The best investment you can ever make is investing in yourself. That can take the form of starting your own business, growing the one you have or being a lifelong learner by continuing to take classes in subjects that interest you.

(Editor’s Note: The following narrative is in John’s own words.)

Looking back on what I sometimes call my “accidental career,” I’m most fascinated by the following: Being gay has been central to my success in business and in life.

Coming out to friends and family happened right after college. While it was not easy, I found it to be an empowering experience. Professionally, owning one of the first ad agencies that specialized in creating campaigns to reach the LGBT consumer meant embracing my identity further. It provided a singular and unique opportunity to connect, educate and smile over shared life experiences, making it possible for my clients to equate “being gay” with “being normal.” I’m most proud of being part of the team that created Subaru of America’s award-winning, 15-year advertising effort to the LGBT community. An effort that forever changed the way corporate leaders view the LGBT market, and ultimately, LGBT Americans. It was a campaign of many firsts, from memorable print ads to some of the first custom TV spots ever aired. The Subaru work was the subject of a Harvard Business Review, and a truly gratifying moment was when a young executive told me that he had studied the campaign in college and how he really appreciated the positive representation of the community.

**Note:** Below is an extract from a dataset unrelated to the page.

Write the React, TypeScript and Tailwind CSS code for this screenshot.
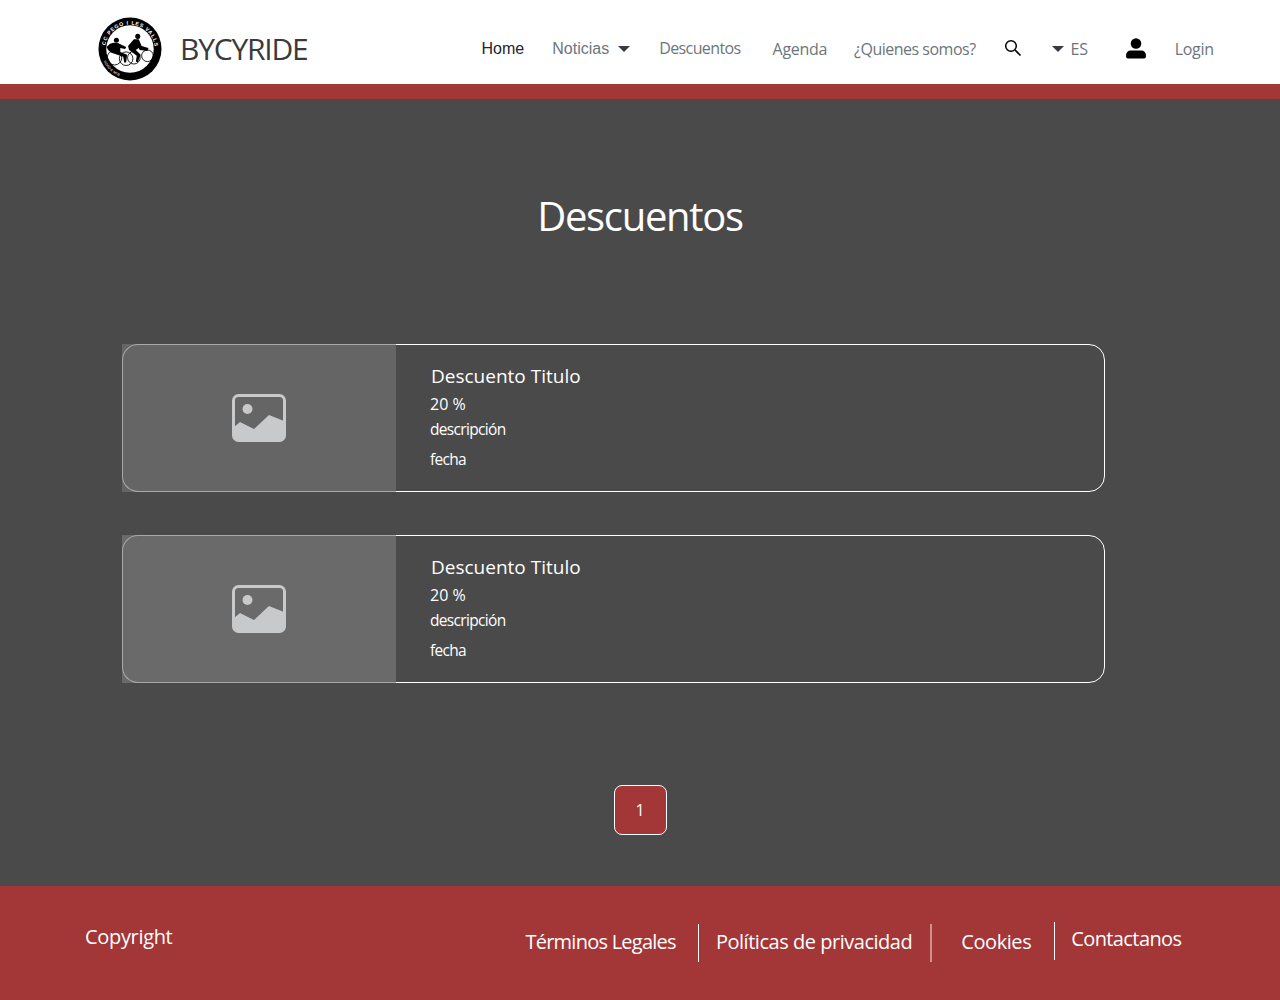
import React from "react";

const seg = "font-['Open_Sans','Noto_Sans',sans-serif]";

function Logo() {
  return (
    <svg width="64" height="64" viewBox="0 0 66 66" className="shrink-0">
      <defs>
        <path id="logoArc" d="M 7.5 29.4 A 25.7 25.7 0 1 1 57.2 41.8" />
        <path id="logoArcB" d="M 5.8 45.7 A 30 30 0 0 0 33 63" />
      </defs>
      <circle cx="33" cy="33" r="32.5" fill="#000" />
      <circle cx="33" cy="33" r="24.5" fill="#fff" />
      <text fill="#fff" fontSize="5.4" fontWeight="700" fontFamily="Liberation Sans, sans-serif" letterSpacing="0.8">
        <textPath href="#logoArc">CC PEGO I LES VALLS</textPath>
      </text>
      <text fill="#fff" fontSize="3.6" fontFamily="Liberation Sans, sans-serif">
        <textPath href="#logoArcB">ROAD &amp; MTB</textPath>
      </text>
      <g fill="none" stroke="#000" strokeWidth="0.9">
        <circle cx="17" cy="42" r="7.5" />
        <circle cx="29" cy="43" r="7" />
        <circle cx="37" cy="42" r="6.5" />
        <circle cx="51" cy="40" r="6" />
      </g>
      <g fill="#000">
        <circle cx="19" cy="24" r="2.6" />
        <path d="M9 31 Q13 25 21 27 L29 31 L28 33 L23 32 L23 36 L30 39 L29 47 L27 47 L26 41 L17 38 Q10 36 9 31 Z" />
        <circle cx="41" cy="20" r="2.6" />
        <path d="M31 30 L37 23 L42 23 L45 30 L52 32 L51 35 L43 34 L42 32 L39 34 L44 39 L41 47 L39 46 L40 40 L32 34 Z" />
      </g>
    </svg>
  );
}

function Caret({ className }: { className: string }) {
  return (
    <svg width="12" height="6" viewBox="0 0 12 6" className={className}>
      <path d="M0 0 L12 0 L6 6 Z" fill="#343a40" />
    </svg>
  );
}

function Card({ panel }: { panel: string }) {
  return (
    <div className="relative h-[148px] w-[983px] rounded-[16px] border border-white flex">
      <div className={`absolute -left-px -top-px h-[148px] w-[274px] flex items-center justify-center ${panel}`}>
        <div className="absolute inset-0 rounded-l-[16px] border-y border-l border-[#a8a8a8]" />
        <svg width="54" height="48" viewBox="0 0 54 48">
          <rect x="1.5" y="1.5" width="51" height="45" rx="5" fill="none" stroke="#c8c9cb" strokeWidth="3" />
          <circle cx="15.5" cy="15" r="5" fill="#c8c9cb" />
          <path d="M2 33 L8 28 L22 35 L37 21 L52 27 L52 41 Q52 46 47 46 L7 46 Q2 46 2 41 Z" fill="#c8c9cb" />
        </svg>
      </div>
      <div className={`ml-[307px] pt-[16px] text-white ${seg}`}>
        <div className="ml-px text-[19px] leading-[30px] tracking-[0px]">Descuento Titulo</div>
        <div className="mt-[1px] text-[16px] leading-[24px]">20 %</div>
        <div className="text-[15.5px] leading-[26px] tracking-[-0.67px]">descripción</div>
        <div className="mt-[4px] text-[15.5px] leading-[26px] tracking-[-0.7px]">fecha</div>
      </div>
    </div>
  );
}

export default function App() {
  return (
    <div className={`w-[1280px] h-[1000px] flex flex-col overflow-hidden ${seg}`}>
      <header className="h-[84px] bg-white flex items-center shrink-0 pl-[98px] pt-[14px]">
        <Logo />
        <div className="ml-[18px] text-[30px] leading-none text-[#3a3a3a] tracking-[-1.2px]">BYCYRIDE</div>
        <nav className="flex items-center ml-[174px] text-[#6c757d] text-[16px] tracking-[-0.3px]">
          <span className="font-['Liberation_Sans',sans-serif] text-[#212529] tracking-normal">Home</span>
          <span className="ml-[28px] font-['Liberation_Sans',sans-serif] tracking-normal">Noticias</span>
          <Caret className="ml-[9px]" />
          <span className="ml-[29px] -mt-[2px] tracking-[-0.6px]">Descuentos</span>
          <span className="ml-[32px]">Agenda</span>
          <span className="ml-[27px] tracking-[-0.5px]">¿Quienes somos?</span>
          <svg width="18" height="18" viewBox="0 0 18 18" className="ml-[28px] -mt-[2px]">
            <circle cx="7" cy="7" r="5.3" fill="none" stroke="#000" strokeWidth="1.5" />
            <path d="M11 11 L16.5 16.5" stroke="#000" strokeWidth="1.7" />
          </svg>
          <Caret className="ml-[30px]" />
          <span className="ml-[7px]">ES</span>
          <svg width="20" height="21" viewBox="0 0 20 21" className="ml-[38px] -mt-[2px]">
            <circle cx="10" cy="5.5" r="5.3" fill="#000" />
            <path d="M0 18 Q0 12.5 5 12.5 L15 12.5 Q20 12.5 20 18 Q20 20.5 18 20.5 L2 20.5 Q0 20.5 0 18 Z" fill="#000" />
          </svg>
          <span className="ml-[29px]">Login</span>
        </nav>
      </header>
      <div className="h-[15px] bg-[#a33636] shrink-0" />
      <main className="h-[787px] bg-[#4a4a4a] shrink-0 flex flex-col">
        <h1 className="mt-[90px] text-center text-white text-[40px] leading-[54px] tracking-[-1.3px] font-normal">Descuentos</h1>
        <div className="mt-[101px] ml-[122px] flex flex-col gap-[43px]">
          <Card panel="bg-[#656565]" />
          <Card panel="bg-[#6a6a6a]" />
        </div>
        <div className="mt-[102px] flex justify-center">
          <div className="w-[53px] h-[50px] rounded-[8px] border border-white bg-[#a33636] text-white text-[16px] flex items-center justify-center">1</div>
        </div>
      </main>
      <footer className="flex-1 bg-[#a33636] text-white text-[20px] relative flex items-start pl-[85px]">
        <span className="mt-[36px] leading-[30px] tracking-[-0.33px]">Copyright</span>
        <div className="ml-[353px] flex items-start">
          <span className="mt-[41px] leading-[30px] tracking-[-0.75px]">Términos Legales</span>
          <span className="ml-[22px] mt-[38px] w-px h-[38px] bg-white" />
          <span className="ml-[17px] mt-[41px] leading-[30px] tracking-[-0.47px]">Políticas de privacidad</span>
          <span className="ml-[18px] mt-[38px] w-[2px] h-[38px] bg-[#d58f8f]" />
          <span className="ml-[29px] mt-[41px] leading-[30px] tracking-[-0.43px]">Cookies</span>
          <span className="ml-[23px] mt-[36px] w-px h-[38px] bg-white" />
          <span className="ml-[16px] mt-[38px] leading-[30px] tracking-[-0.6px]">Contactanos</span>
        </div>
      </footer>
    </div>
  );
}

For the past 11 years, I have co-produced and co-hosted “The Focus Group” with my good friend Tim Bennett. The show started on SiriusXM Satellite Radio and is now available everywhere as a weekly video broadcast on YouTube and audio podcast on all popular platforms. The show looks at advertising and marketing, personal careers and consumer culture from an LGBT point of view. As with the work I did for Subaru, it’s gratifying to touch lives and make a difference for the LGBT and non-gay audience alike—making “being gay” equal “being normal.”

I recently completed a two-year program in character animation. I’m not sure I’ll ever work for Disney or Pixar, but the course work and learning brought into sharper focus for me the power of story. It’s a thread that has run through my entire career, from the stories I’ve told in print and TV ads to the show I host every week. Stories are powerful and transformative and when we share ours with others, we can influence or change lives. I hope my personal story and the work I have done in the LGBT space has helped or benefited others. My mom recently told me she was very happy and proud that I was gay. You can’t ask for much more than that.